Perhaps the most important characteristic of the modern climate system is not simply increasing extremes but increasing interdependence among extremes.

Historically, many weather hazards could be treated as relatively independent processes.

As planetary energy accumulates, however, nonlinear interactions become increasingly common.

Examples include:

  • Heat increases evaporation.
  • Increased evaporation raises atmospheric moisture content.
  • Greater moisture intensifies atmospheric rivers.
  • Warmer oceans provide additional latent heat to tropical cyclones.
  • Persistent blocking strengthens heat domes.
  • Elevated instability increases severe convection and lightning.
  • Drought increases wildfire probability.
  • Wildfires increase atmospheric aerosols and carbon emissions.
  • Ice loss reduces albedo, increasing additional heat absorption.

These interactions represent examples of feedback coupling, whereby one climate process amplifies another through interconnected physical mechanisms.

Rather than isolated hazards, modern climate extremes increasingly function as components of a dynamically coupled energetic system.

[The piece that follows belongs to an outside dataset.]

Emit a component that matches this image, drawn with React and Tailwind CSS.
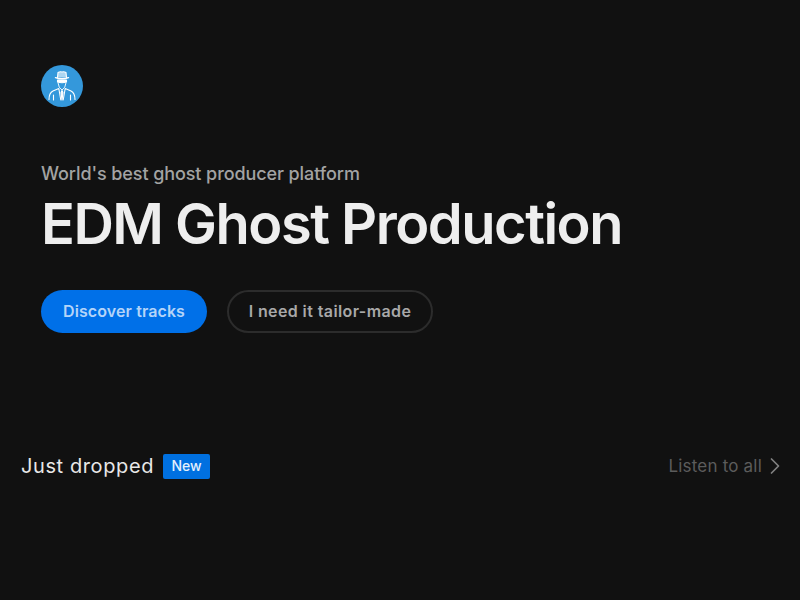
import React from "react";
import { ChevronRight } from "lucide-react";

const font = { fontFamily: "Inter, 'Noto Sans', sans-serif" };

function Logo() {
  return (
    <div className="w-[42px] h-[42px] rounded-full bg-[#3498db] flex items-center justify-center">
      <svg width="42" height="42" viewBox="0 0 42 42" fill="none" stroke="#fff" strokeWidth="1.1" strokeLinecap="round" strokeLinejoin="round">
        <path d="M16.5 12.5 L17 7.5 Q19 6.3 21 7 Q23 6.3 25 7.5 L25.5 12.5" fill="#fff" fillOpacity=".6" />
        <path d="M14.5 12.6 Q21 15 27.5 12.6" strokeWidth="1.4" />
        <path d="M16.5 15 H25.5 V17 Q21 18.6 16.5 17 Z" fill="#fff" />
        <path d="M17 18 Q17.5 23 21 25 Q24.5 23 25 18" strokeWidth=".9" />
        <path d="M8 34.5 Q8 28 12 26 L17.8 23.5 L19.8 35" />
        <path d="M34 34.5 Q34 28 30 26 L24.2 23.5 L22.2 35" />
        <path d="M21 25.5 L20 27.5 L21 35 L22 27.5 Z" fill="#fff" />
        <path d="M12.5 30 V35 M29.5 30 V35" />
      </svg>
    </div>
  );
}

export default function App() {
  return (
    <div className="w-[800px] h-[600px] bg-[#111111] overflow-hidden flex flex-col" style={font}>
      <div className="pl-[41px] pt-[65px] flex flex-col items-start">
        <Logo />
        <p className="mt-[55px] text-[18px] leading-[24px] font-medium text-[#a3a3a3] tracking-[-0.09px]">
          World's best ghost producer platform
        </p>
        <h1 className="mt-[6px] text-[56px] leading-[64px] font-semibold text-[#eeeeee] tracking-[-1.5px]">
          EDM Ghost Production
        </h1>
        <div className="mt-[34px] flex gap-[20px]">
          <button className="h-[43px] w-[166px] rounded-full bg-[#0070e8] pb-[2px] text-[16px] font-semibold text-[#b4d4f8] tracking-[0.1px]">
            Discover tracks
          </button>
          <button className="h-[43px] w-[206px] rounded-full border-2 border-[#2c2c2c] pb-[2px] text-[16px] font-semibold text-[#a8a8a8] tracking-[0.4px]">
            I need it tailor-made
          </button>
        </div>
      </div>
      <div className="mt-[120px] px-[21px] flex items-center justify-between h-[26px]">
        <div className="flex items-center gap-[9px]">
          <span className="text-[20px] text-[#e8e8e8] tracking-[0.6px]">Just dropped</span>
          <span className="w-[47px] h-[25px] rounded-[2px] bg-[#0070e0] pb-[2px] flex items-center justify-center text-[14px] font-medium text-[#e4f0fc]">
            New
          </span>
        </div>
        <div className="flex items-center text-[#5c5c5c] mr-[-10px]">
          <span className="text-[17px] tracking-[0.2px] mr-[-1px] pt-[2px]">Listen to all</span>
          <ChevronRight size={28} strokeWidth={1.5} className="text-[#808080]" />
        </div>
      </div>
    </div>
  );
}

7. Earth’s Energy Redistribution

The planetary energy imbalance itself cannot be directly perceived.

Its consequences, however, are observable through increasingly energetic transfers of heat within the climate system.

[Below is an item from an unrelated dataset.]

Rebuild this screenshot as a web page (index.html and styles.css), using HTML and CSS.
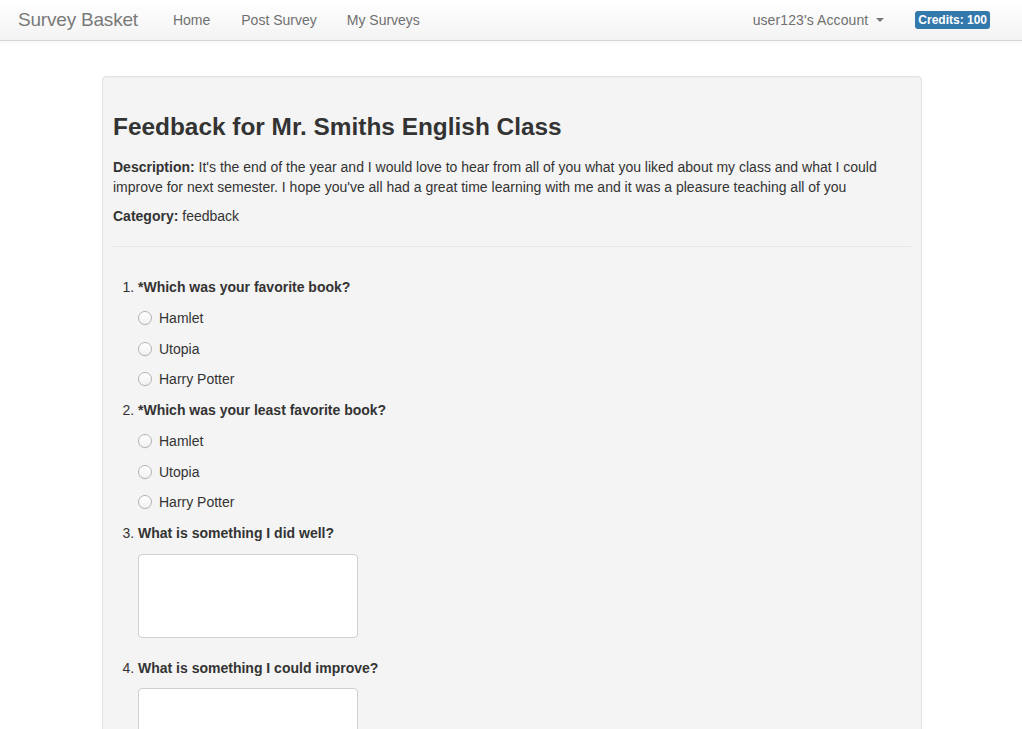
FILE: index.html
```html
<!DOCTYPE html>
<html lang="en">
<head>
<meta charset="utf-8">
<title>Survey Basket</title>
<link rel="stylesheet" href="styles.css">
</head>
<body>
<nav class="navbar">
  <a class="brand" href="#">Survey Basket</a>
  <ul class="nav">
    <li><a href="#">Home</a></li>
    <li><a href="#">Post Survey</a></li>
    <li><a href="#">My Surveys</a></li>
  </ul>
  <div class="nav-right">
    <a class="account" href="#">user123's Account <span class="caret"></span></a>
    <span class="badge">Credits: 100</span>
  </div>
</nav>
<main class="main">
  <section class="well">
    <h3 class="title">Feedback for Mr. Smiths English Class</h3>
    <p class="meta"><b>Description:</b> It's the end of the year and I would love to hear from all of you what you liked about my class and what I could improve for next semester. I hope you've all had a great time learning with me and it was a pleasure teaching all of you</p>
    <p class="meta"><b>Category:</b> feedback</p>
    <hr class="rule">
    <ol class="questions">
      <li class="question">
        <div class="q-body">
          <div class="q-title">*Which was your favorite book?</div>
          <label class="option"><span class="radio"></span>Hamlet</label>
          <label class="option"><span class="radio"></span>Utopia</label>
          <label class="option"><span class="radio"></span>Harry Potter</label>
        </div>
      </li>
      <li class="question">
        <div class="q-body">
          <div class="q-title">*Which was your least favorite book?</div>
          <label class="option"><span class="radio"></span>Hamlet</label>
          <label class="option"><span class="radio"></span>Utopia</label>
          <label class="option"><span class="radio"></span>Harry Potter</label>
        </div>
      </li>
      <li class="question">
        <div class="q-body">
          <div class="q-title">What is something I did well?</div>
          <textarea class="answer"></textarea>
        </div>
      </li>
      <li class="question">
        <div class="q-body">
          <div class="q-title">What is something I could improve?</div>
          <textarea class="answer"></textarea>
        </div>
      </li>
    </ol>
  </section>
</main>
</body>
</html>
```
FILE: styles.css
```css
* { box-sizing: border-box; }
html, body { margin: 0; padding: 0; }
body {
  font-family: "Liberation Sans", Arial, sans-serif;
  font-size: 14px;
  line-height: 20px;
  color: #333;
  background: #fff;
  overflow: hidden;
  height: 729px;
}
a { text-decoration: none; }

.navbar {
  display: flex;
  align-items: center;
  height: 41px;
  padding: 0 32px 0 18px;
  background: linear-gradient(to bottom, #ffffff 0%, #f3f3f3 100%);
  border-bottom: 1px solid #d6d6d6;
  box-shadow: 0 1px 4px rgba(0,0,0,0.06);
}
.brand {
  font-size: 19px;
  color: #7a7a7a;
  padding-right: 20px;
  line-height: 40px;
  letter-spacing: -0.2px;
}
.nav {
  display: flex;
  list-style: none;
  margin: 0;
  padding: 0;
}
.nav a, .account {
  display: block;
  padding: 0 15px;
  color: #707070;
  line-height: 40px;
}
.nav li:nth-child(2) a { padding-left: 16px; }
.nav-right {
  margin-left: auto;
  display: flex;
  align-items: center;
}
.account { letter-spacing: 0.1px; }
.caret {
  display: inline-block;
  width: 0;
  height: 0;
  margin-left: 4px;
  vertical-align: middle;
  border-top: 4px solid #777;
  border-left: 4px solid transparent;
  border-right: 4px solid transparent;
  position: relative;
  top: -1px;
}
.badge {
  margin-left: 16px;
  background: #3479ab;
  color: #fff;
  font-weight: bold;
  font-size: 12px;
  line-height: 18px;
  height: 18px;
  padding: 0 3px;
  border-radius: 3px;
}

.main {
  padding-top: 35px;
}
.well {
  width: 820px;
  margin-left: 102px;
  min-height: 700px;
  padding: 10px;
  background: #f4f4f4;
  border: 1px solid #e3e3e3;
  border-radius: 4px;
  box-shadow: inset 0 1px 1px rgba(0,0,0,0.03);
}
.title {
  margin: 27px 0 17px;
  font-size: 24.4px;
  line-height: 26px;
  font-weight: bold;
  color: #333;
}
.meta {
  margin: 0 0 9px;
}
.rule {
  margin: 20px 0 0;
  border: 0;
  border-top: 1px solid #e6e6e6;
  height: 0;
}
.questions {
  margin: 30px 0 0;
  padding-left: 25px;
}
.question {
  margin-bottom: 10.75px;
}
.q-body {
  display: flex;
  flex-direction: column;
  align-items: flex-start;
  gap: 10.75px;
}
.q-title { font-weight: bold; }
.option {
  display: flex;
  align-items: center;
  height: 20px;
}
.radio {
  width: 14px;
  height: 14px;
  margin-right: 7px;
  border-radius: 50%;
  border: 1px solid #b3b3b3;
  background: linear-gradient(to bottom, #ffffff 0%, #f1f1f1 100%);
  box-shadow: 0 0.5px 0.5px rgba(0,0,0,0.08);
}
.answer {
  display: block;
  width: 220px;
  height: 84px;
  margin: 0 0 9px;
  border: 1px solid #cfcfcf;
  border-radius: 4px;
  background: #fff;
  resize: none;
  font: inherit;
}
```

These transfers manifest as:

  • stronger atmospheric rivers,
  • larger heat domes,
  • heavier precipitation,
  • more intense tropical cyclones,
  • stronger thunderstorms,
  • increased lightning,
  • more persistent drought,
  • expanded wildfire activity.

Each represents a different mechanism by which excess thermal energy is redistributed throughout the atmosphere-ocean system.

Viewed collectively, these events provide tangible evidence of an increasingly energetic climate.

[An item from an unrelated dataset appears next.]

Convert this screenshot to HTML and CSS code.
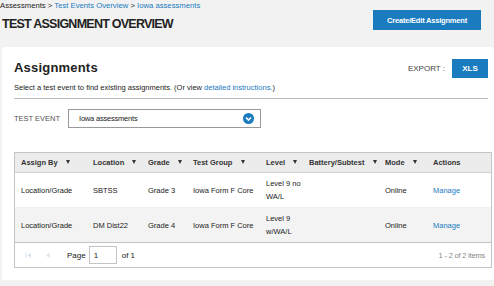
FILE: index.html
```html
<!DOCTYPE html>
<html lang="en">
<head>
    <meta charset="UTF-8">
    <title>Test Assignment Overview</title>
    <link rel="stylesheet" href="styles.css">
</head>
<body>
    <div class="page-head">
        <div>
            <div class="crumbs">Assessments &gt; <a href="#">Test Events Overview</a> &gt; <a href="#">Iowa assessments</a></div>
            <h1>TEST ASSIGNMENT OVERVIEW</h1>
        </div>
        <button class="btn btn-create">Create/Edit Assignment</button>
    </div>

    <div class="card">
        <div class="card-top">
            <h2>Assignments</h2>
            <div class="export">
                <span>EXPORT :</span>
                <button class="btn btn-xls">XLS</button>
            </div>
        </div>
        <p class="hint">Select a test event to find existing assignments. (Or view <a href="#">detailed instructions.</a>)</p>

        <div class="event-row">
            <label>TEST EVENT</label>
            <div class="select">
                <span>Iowa assessments</span>
                <svg width="11" height="11" viewBox="0 0 11 11"><circle cx="5.5" cy="5.5" r="5.5" fill="#1a7bbf"/><path d="M3 4.5 L5.5 7 L8 4.5" stroke="#fff" stroke-width="1.6" fill="none"/></svg>
            </div>
        </div>

        <div class="grid">
            <table>
                <thead>
                    <tr>
                        <th class="c1">Assign By <i class="sort"></i></th>
                        <th class="c2">Location <i class="sort"></i></th>
                        <th class="c3">Grade <i class="sort"></i></th>
                        <th class="c4">Test Group <i class="sort"></i></th>
                        <th class="c5">Level <i class="sort"></i></th>
                        <th class="c6">Battery/Subtest <i class="sort"></i></th>
                        <th class="c7">Mode <i class="sort"></i></th>
                        <th class="c8">Actions</th>
                    </tr>
                </thead>
                <tbody>
                    <tr>
                        <td>Location/Grade</td>
                        <td>SBTSS</td>
                        <td>Grade 3</td>
                        <td>Iowa Form F Core</td>
                        <td>Level 9 no<br>WA/L</td>
                        <td></td>
                        <td>Online</td>
                        <td><a href="#">Manage</a></td>
                    </tr>
                    <tr class="alt">
                        <td>Location/Grade</td>
                        <td>DM Dist22</td>
                        <td>Grade 4</td>
                        <td>Iowa Form F Core</td>
                        <td>Level 9<br>w/WA/L</td>
                        <td></td>
                        <td>Online</td>
                        <td><a href="#">Manage</a></td>
                    </tr>
                </tbody>
            </table>
            <div class="pager">
                <div class="pager-left">
                    <svg width="7" height="7" viewBox="0 0 7 7"><rect x="0.5" y="1" width="1" height="5" fill="#d6e2ee"/><path d="M6 1 L2.5 3.5 L6 6 Z" fill="#d6e2ee"/></svg>
                    <svg class="prev" width="6" height="7" viewBox="0 0 6 7"><path d="M4.5 1 L1 3.5 L4.5 6 Z" fill="#d6e2ee"/></svg>
                    <span class="page-lbl">Page</span>
                    <span class="page-box">1</span>
                    <span>of 1</span>
                </div>
                <span class="items">1 - 2 of 2 items</span>
            </div>
        </div>
    </div>
</body>
</html>
```

FILE: styles.css
```css
body {
    margin: 0;
    padding: 0 2px;
    font-family: "Liberation Sans", Arial, sans-serif;
    background-color: #f2f2f2;
    color: #222;
    font-size: 8px;
}

a {
    color: #1a7bbf;
    text-decoration: none;
}

.page-head {
    display: flex;
    justify-content: space-between;
    align-items: flex-start;
    padding: 1px 11px 0 0;
    height: 46px;
}

.crumbs {
    margin-left: -2px;
    font-size: 7.7px;
    line-height: 9px;
}

h1 {
    margin: 7px 0 0;
    font-size: 12.5px;
    font-weight: bold;
    letter-spacing: -0.75px;
    color: #222;
}

.btn {
    background-color: #1a7bbf;
    color: #fff;
    border: none;
    font-family: inherit;
    font-weight: bold;
    font-size: 7.5px;
    cursor: pointer;
}

.btn-create {
    margin-top: 9px;
    width: 108px;
    height: 20px;
    letter-spacing: -0.2px;
}

.card {
    background: #fff;
    border-radius: 3px;
    padding: 12px 2px 12px 12px;
    margin-right: -2px;
}

.card-top {
    display: flex;
    justify-content: space-between;
    align-items: flex-start;
    padding-right: 4px;
}

h2 {
    margin: 1px 0 0;
    font-size: 13px;
    font-weight: bold;
    letter-spacing: 0.2px;
}

.export {
    display: flex;
    align-items: center;
    gap: 7px;
    color: #444;
    font-size: 8px;
}

.btn-xls {
    width: 36px;
    height: 19px;
    font-size: 8px;
}

.hint {
    margin: 5px 4px 0 0;
    padding-bottom: 6px;
    border-bottom: 1px solid #bdbdbd;
    font-size: 7.5px;
}

.event-row {
    display: flex;
    align-items: center;
    margin-top: 10px;
}

.event-row label {
    width: 54px;
    color: #555;
    font-size: 7.5px;
}

.select {
    display: flex;
    justify-content: space-between;
    align-items: center;
    width: 175px;
    height: 17px;
    padding: 0 6px 0 10px;
    border: 1px solid #999;
    font-size: 7.5px;
    letter-spacing: -0.2px;
}

.grid {
    margin-top: 24px;
    border: 1px solid #c4c4c4;
}

table {
    width: 100%;
    border-collapse: collapse;
    font-size: 7.5px;
}

th {
    background: #ececec;
    text-align: left;
    height: 19px;
    padding: 0 0 0 6px;
    font-weight: bold;
    color: #333;
    border-bottom: 1px solid #d0d0d0;
    white-space: nowrap;
}

td {
    height: 34px;
    padding: 0 0 0 6px;
    line-height: 13px;
    color: #222;
}

tr.alt td {
    background: #f3f3f3;
    border-top: 1px solid #f0f0f0;
}

.c1 { width: 66px; }
.c2 { width: 49px; }
.c3 { width: 39px; }
.c4 { width: 67px; }
.c5 { width: 37px; }
.c6 { width: 70px; }
.c7 { width: 42px; }

.sort {
    display: inline-block;
    width: 0;
    height: 0;
    margin-left: 6px;
    border-left: 2.5px solid transparent;
    border-right: 2.5px solid transparent;
    border-top: 4px solid #333;
    vertical-align: 1px;
}

.pager {
    display: flex;
    justify-content: space-between;
    align-items: center;
    height: 24px;
    padding: 0 6px 0 10px;
    border-top: 1px solid #c4c4c4;
    font-size: 8px;
}

.pager-left {
    display: flex;
    align-items: center;
}

.prev {
    margin-left: 13px;
}

.page-lbl {
    margin-left: 16px;
}

.page-box {
    width: 22px;
    height: 16px;
    line-height: 17px;
    margin: 0 5px 0 3px;
    padding-left: 4px;
    border: 1px solid #c4c4c4;
}

.items {
    color: #888;
    font-size: 7.5px;
    letter-spacing: -0.2px;
}
```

8. Implications for Climate Communication

Public discussion frequently emphasizes average warming.

While scientifically accurate, averages obscure the statistical transformation occurring within climate variability.

The central message is therefore not simply that the planet is becoming warmer.

Rather, the probability distribution governing climate outcomes is itself evolving.

Extreme events once considered exceptionally rare now occur with increasing frequency, persist for longer durations, and produce substantially greater societal, ecological, and economic impacts.

Communicating climate change through the lens of Earth’s changing probability distribution provides a more complete understanding of modern climate dynamics than average temperature alone.


9. Conclusion

The defining characteristic of contemporary climate change is not simply rising global mean temperature, but the accumulation and redistribution of excess thermal energy throughout the coupled Earth system. Because the oceans absorb the overwhelming majority of this excess heat, Earth’s energy imbalance provides a more physically meaningful framework for understanding climate evolution than atmospheric temperature alone.

As this energy imbalance grows, the probability distribution of climate outcomes undergoes a fundamental transformation. The distribution does not merely shift toward warmer conditions; it becomes increasingly asymmetric, with a broader and heavier upper tail reflecting more frequent, more intense, and more persistent extreme events. At the same time, individual hazards are becoming progressively interconnected through nonlinear feedback coupling, allowing one extreme to amplify another across atmospheric, oceanic, terrestrial, and cryospheric systems.

Heat domes, atmospheric rivers, severe thunderstorms, tropical cyclones, droughts, floods, and wildfires should therefore be viewed not as isolated phenomena, but as diverse expressions of the same underlying energetic imbalance. Each represents a pathway through which excess thermal energy is redistributed across the Earth system. Interpreting climate change through this probabilistic and energetic framework provides a more comprehensive understanding of why extreme events are accelerating, why compound hazards are becoming increasingly common, and why climate impacts are intensifying faster than changes in global mean temperature alone would suggest.


Footnotes

  1. Earth’s Energy Imbalance (EEI) is defined as the difference between incoming absorbed solar radiation and outgoing longwave radiation at the top of the atmosphere. A positive imbalance indicates continued accumulation of heat within the climate system.
  2. Ocean heat content is widely regarded as the most robust measure of long-term planetary warming because it integrates the vast majority of excess thermal energy stored in the climate system.
  3. In statistical terms, a “heavier right tail” denotes an increased probability of extreme positive departures relative to a normal distribution. In climate science, this reflects a greater likelihood of unusually intense events than would be expected under historical climatic conditions.
  4. Feedback coupling refers to the interaction of two or more climate processes in which one process modifies another, producing amplification or attenuation. Positive feedback coupling can generate compound and cascading extremes that exceed the impacts of individual hazards.

References

Brouse, D., & Mukherjee, S. (2026). Climate Change Threshold-Driven Dynamics: A Unified State-Space Framework for Accelerating Earth System Energy Redistribution.

Intergovernmental Panel on Climate Change (IPCC). (2021). Climate Change 2021: The Physical Science Basis. Cambridge University Press.

Loeb, N. G., et al. (2021). Satellite and ocean data reveal marked increase in Earth’s heating rate. Geophysical Research Letters, 48(8), e2021GL093047.

Rohde, R. A., & Hausfather, Z. (2020). The Berkeley Earth land/ocean temperature record. Earth System Science Data, 12, 3469–3479.

Trenberth, K. E., Fasullo, J. T., & Balmaseda, M. A. (2014). Earth’s energy imbalance. Journal of Climate, 27(9), 3129–3144.

von Schuckmann, K., et al. (2023). Heat stored in the Earth system 1960–2020: Where does the energy go? Earth System Science Data, 15, 1675–1709.

World Meteorological Organization (2024). State of the Global Climate 2024. Geneva: WMO.